Our Blog

Advice to help you live your healthiest life, covering fitness, nutrition, mental health, self-care and much more.

Beyond a Burst of Energy – The Real Dangers of Energy Drinks

The popularity and increased use of energy drinks among youth in Nova Scotia is a growing concern for physicians.

It’s no secret that these highly-caffeinated beverages present significant health risks to children and youth that respectively make up the demographic groups receiving the focus of the industry’s marketing efforts. Too much caffeine can result in nausea and vomiting and/or heart irregularities and anxiety. A small amount of caffeine could also cause sleeping problems, headaches, irritability and nervousness.

Highly-caffeinated beverages, or energy drinks, have been reported in association with serious adverse effects, especially in children, adolescents, and young adults with seizures, diabetes, cardiac abnormalities, or mood and behavior disorder with those who take certain medications.

A report published in the Journal of the American Academy of Pediatrics states that of the 5,448 US caffeine overdoses reported in 2007, 46 per cent occurred in those younger than 19 years.

There is a misconception among many energy drink consumers that caffeinated drinks are natural and wholesome – a message reinforced through industry advertising, and the use of words such as “herbal” in the product description, building on the misconception that herbal is harmless. This simply isn’t the case.

How Much Is Too Much?

The levels of caffeine found within some energy drinks contain as much as levels found within 14 cans of Coca-Cola. This translates to levels of up to 360 milligrams per serving.  Health Canada currently recommends the maximum daily caffeine intake for kids under 12 is 2.5 milligrams per kilogram of body weight. So a youth who is 54 kilograms should not consume more than 136 milligrams of caffeine daily.

It can be easy to over consume caffeine as many beverages contain above the recommended maximum daily consumption. Some energy drinks contain 360 milligrams of caffeine, more than twice the recommended daily intake.

Recently, Hockey Nova Scotia, spoke out about their concerns, wanting to “crack down on energy drink use among young players”.  Their current initiative to educate coaches, parents and players alike of the dangers with energy drinks is seen as a positive move within the medical community.

Caffeinated Alcohol Drinks

The consumption of caffeinated alcohol is a significant issue in Nova Scotia with a direct link between the consumption of caffeinated alcohol and increased injury levels. In fact, a recent report in the Canadian Medical Association Journal proves that 25 per cent of Nova Scotia’s youth in high school are mixing energy drinks with alcohol.

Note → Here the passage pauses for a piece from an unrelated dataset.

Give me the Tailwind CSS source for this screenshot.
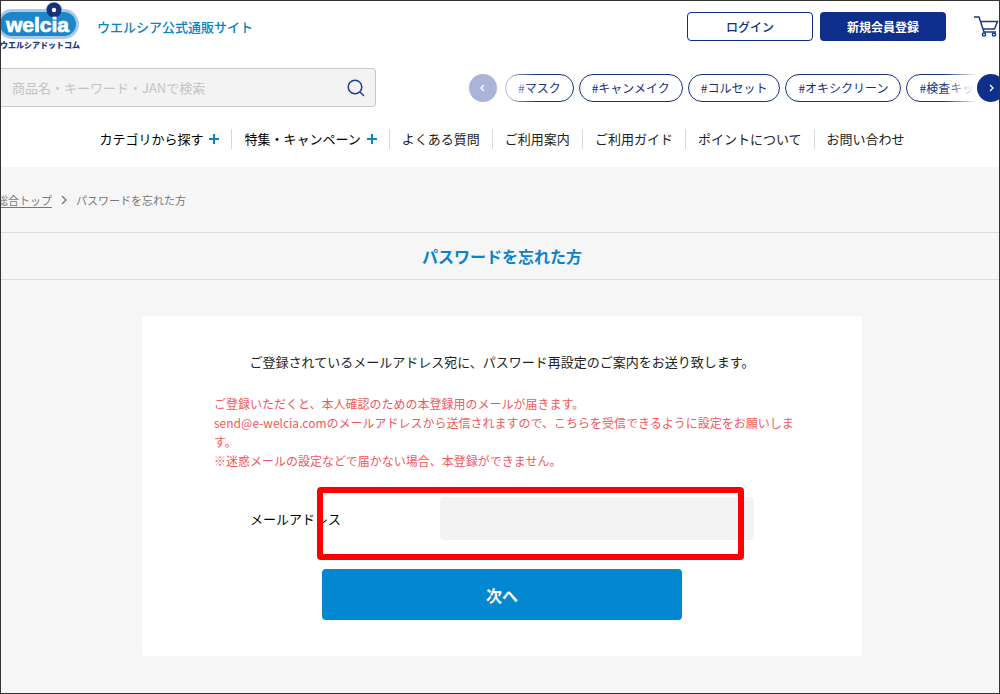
<!DOCTYPE html>
<html lang="ja">
  <head>
    <meta charset="UTF-8" />
    <meta name="viewport" content="width=device-width, initial-scale=1.0" />
    <title>パスワードを忘れた方 | ウエルシアドットコム</title>
    <script src="https://cdn.jsdelivr.net/npm/@tailwindcss/browser@4"></script>
  </head>

<body class="min-h-screen flex flex-col overflow-x-hidden border border-[#333] bg-[#f6f6f6] font-['Noto_Sans_CJK_JP',sans-serif] text-[13px] leading-5 text-[#222]">

  <header class="bg-white pb-[18px]">
    <!-- logo and account -->
    <div class="flex items-center h-[51px]">
      <a href="#" class="shrink-0" aria-label="welcia">
        <svg class="w-20 h-[51px]" viewBox="0 0 80 51">
          <rect x="-4" y="8" width="82" height="30" rx="15" fill="#a9c9e8" />
          <circle cx="53" cy="10" r="9" fill="#a9c9e8" />
          <rect x="-1" y="11" width="76" height="24" rx="12" fill="#1c86c8" />
          <circle cx="53" cy="9" r="7.5" fill="#15317e" />
          <circle cx="53" cy="9" r="2.2" fill="#fff" />
          <text x="5" y="31" font-family="Liberation Sans, sans-serif" font-size="21" font-weight="700" fill="#fff" stroke="#fff" stroke-width="0.7">welcia</text>
          <text x="-1" y="47" font-family="Noto Sans CJK JP, sans-serif" font-size="8" font-weight="900" fill="#1c3a88">ウエルシアドットコム</text>
        </svg>
      </a>
      <p class="ml-4 text-[#0a82c6] font-medium">ウエルシア公式通販サイト</p>
      <div class="ml-auto flex items-center gap-[7px] text-xs">
        <button class="w-[126px] h-[29px] rounded-sm border border-[#0f2f8c] bg-white font-medium text-[#0f2f8c]">ログイン</button>
        <button class="w-[126px] h-[29px] rounded-sm bg-[#0f2f8c] font-bold text-white">新規会員登録</button>
      </div>
      <a href="#" class="ml-7 w-[25px] shrink-0" aria-label="カート">
        <svg class="w-[25px] h-6" viewBox="0 0 25 24" fill="none" stroke="#1c3a8c" stroke-width="1.5">
          <path d="M0 2h5l5 15h12M6.500 6.500h17l-3 7.500H9" />
          <circle cx="10" cy="19.500" r="1.600" />
          <circle cx="20" cy="19.500" r="1.600" />
        </svg>
      </a>
    </div>

    <!-- search and keywords -->
    <div class="mt-4 flex items-center">
      <form class="flex items-center w-[375px] h-[39px] shrink-0 rounded-r-sm border border-l-0 border-[#c8c8c8] bg-[#f3f3f3]">
        <input type="text" aria-label="商品検索" placeholder="商品名・キーワード・JANで検索" class="flex-1 h-full pl-[11px] outline-none placeholder:text-[#c4c4c4]" />
        <button class="mr-[9px]" aria-label="検索">
          <svg class="w-5 h-5" viewBox="0 0 20 20" fill="none" stroke="#1f3a93" stroke-width="1.5">
            <circle cx="9" cy="9" r="6.8" />
            <path d="M14 14l4 4" />
          </svg>
        </button>
      </form>
      <div class="relative flex-1 min-w-0 ml-[93px] flex items-center">
        <button class="shrink-0 flex items-center justify-center w-7 h-7 rounded-full bg-[#a9b4d8]" aria-label="前へ">
          <svg class="w-3 h-3" viewBox="0 0 12 12" fill="none" stroke="#fff" stroke-width="1.3"><path d="M7 3L4 6l3 3" /></svg>
        </button>
        <div class="relative ml-2 flex-1 min-w-0 overflow-hidden">
          <div class="flex gap-[5px] text-xs text-[#16307f] whitespace-nowrap">
            <a href="#" class="px-3 leading-[26px] rounded-full border border-[#16307f]">#マスク</a>
            <a href="#" class="px-3 leading-[26px] rounded-full border border-[#16307f]">#キャンメイク</a>
            <a href="#" class="px-3 leading-[26px] rounded-full border border-[#16307f]">#コルセット</a>
            <a href="#" class="px-3 leading-[26px] rounded-full border border-[#16307f]">#オキシクリーン</a>
            <a href="#" class="px-3 leading-[26px] rounded-full border border-[#16307f]">#検査キット</a>
          </div>
          <div class="absolute inset-y-0 left-0 w-8 bg-linear-to-r from-white/70 to-white/0"></div>
          <div class="absolute inset-y-0 right-0 w-14 bg-linear-to-r from-white/0 to-white to-60%"></div>
        </div>
        <button class="absolute -right-1.5 flex items-center justify-center w-7 h-7 rounded-full bg-[#0f2f8c]" aria-label="次へ">
          <svg class="w-3 h-3" viewBox="0 0 12 12" fill="none" stroke="#fff" stroke-width="1.3"><path d="M5 3l3 3-3 3" /></svg>
        </button>
      </div>
    </div>

    <nav class="mt-[22px] pl-1">
      <ul class="flex justify-center divide-x divide-[#d8d8d8] whitespace-nowrap">
        <li class="px-3">
          <a href="#" class="flex items-center gap-[6px] text-black">カテゴリから探す
            <svg class="w-[10px] h-[10px]" viewBox="0 0 10 10" stroke="#0a82c6" stroke-width="2"><path d="M5 0v10M0 5h10" /></svg>
          </a>
        </li>
        <li class="px-3">
          <a href="#" class="flex items-center gap-[6px] text-black">特集・キャンペーン
            <svg class="w-[10px] h-[10px]" viewBox="0 0 10 10" stroke="#0a82c6" stroke-width="2"><path d="M5 0v10M0 5h10" /></svg>
          </a>
        </li>
        <li class="px-3"><a href="#">よくある質問</a></li>
        <li class="px-3"><a href="#">ご利用案内</a></li>
        <li class="px-3"><a href="#">ご利用ガイド</a></li>
        <li class="px-3"><a href="#">ポイントについて</a></li>
        <li class="px-3"><a href="#">お問い合わせ</a></li>
      </ul>
    </nav>
  </header>

  <main class="pb-9">
    <div class="flex items-center h-[65px] text-[11px] text-[#777]">
      <a href="#" class="-ml-1 underline underline-offset-2">総合トップ</a>
      <svg class="mx-[6px] w-3 h-3" viewBox="0 0 12 12" fill="none" stroke="#777" stroke-width="1.3"><path d="M4 2l4 4-4 4" /></svg>
      <span>パスワードを忘れた方</span>
    </div>

    <h1 class="pl-1 h-12 border-y border-[#dcdcdc] text-center text-base leading-[46px] font-bold text-[#0a82cc]">パスワードを忘れた方</h1>

    <div class="pl-1">
      <section class="mx-auto mt-9 w-full max-w-[720px] rounded-sm bg-white py-9">
        <p class="text-center">ご登録されているメールアドレス宛に、パスワード再設定のご案内をお送り致します。</p>
        <p class="mt-[22px] pl-[72px] pr-16 text-xs leading-[19px] text-[#f0595c]">
          ご登録いただくと、本人確認のための本登録用のメールが届きます。<br>
          send@e-welcia.comのメールアドレスから送信されますので、こちらを受信できるように設定をお願いします。<br>
          ※迷惑メールの設定などで届かない場合、本登録ができません。
        </p>
        <form onsubmit="return false;">
          <div class="relative mt-[27px] px-[108px] flex items-center">
            <label for="mail" class="flex-1 text-black">メールアドレス</label>
            <input type="email" id="mail" name="mail" class="w-[314px] h-[43px] px-3 rounded-sm bg-[#f3f3f3]" />
            <!-- highlight frame -->
            <div class="absolute left-[175px] right-[118px] -top-[10px] -bottom-5 rounded border-[6px] border-[#ff0000] pointer-events-none"></div>
          </div>
          <button class="block mx-auto mt-[29px] w-[360px] h-[51px] rounded-sm bg-[#0387d0] text-base font-bold text-white">次へ</button>
        </form>
      </section>
    </div>
  </main>

</body>
</html>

Pre-mixed caffeinated alcohol drinks typically contain higher alcohol amounts than beer, at five to 12 per cent and have high caffeine levels, the actual amount which is often not reported. The existence of a legal “loophole” within Health Canada regulations under the Food and Drugs Act allows caffeine sources defined as natural  (a common source being guarana)to be sold within alcohol products.  While Health Canada has not approved the sale of any pre-mixed alcoholic energy drinks for sale, this loophole allows caffeine in alcohol beverages if derived from such natural sources as guarana.

Caffeinated Alcohol and Injury

With the combined effects of a stimulant found in caffeine and a depressant found in alcohol the subjective feeling of alcohol intoxication is diminished without reducing actual alcohol-related impairment.  The result for those ingesting these drinks is increased consumption of alcohol, resulting in a “wide awake drunk”.

The increased perceived sobriety results in individuals drinking more, leading to more binge drinking behaviour.  One report found “bar patrons who consumed alcohol mixed with energy drinks were also four times more likely to intend to drive upon leaving the bar”.  Further research confirms the following evidence:

Those who combine alcohol and energy drinks are more likely to:

One Solution

Findings demonstrate that the current approach of warning labels isn’t effective in deterring youth from consuming energy drinks.  That’s why Doctors Nova Scotia would like to see the province restrict access to energy drinks for people under 19 years of age. In addition, it’s important for all Nova Scotians to understand the dangers of combing alcohol with energy drinks.

Do you think the sale of energy drinks should be restricted to people under the age of 19?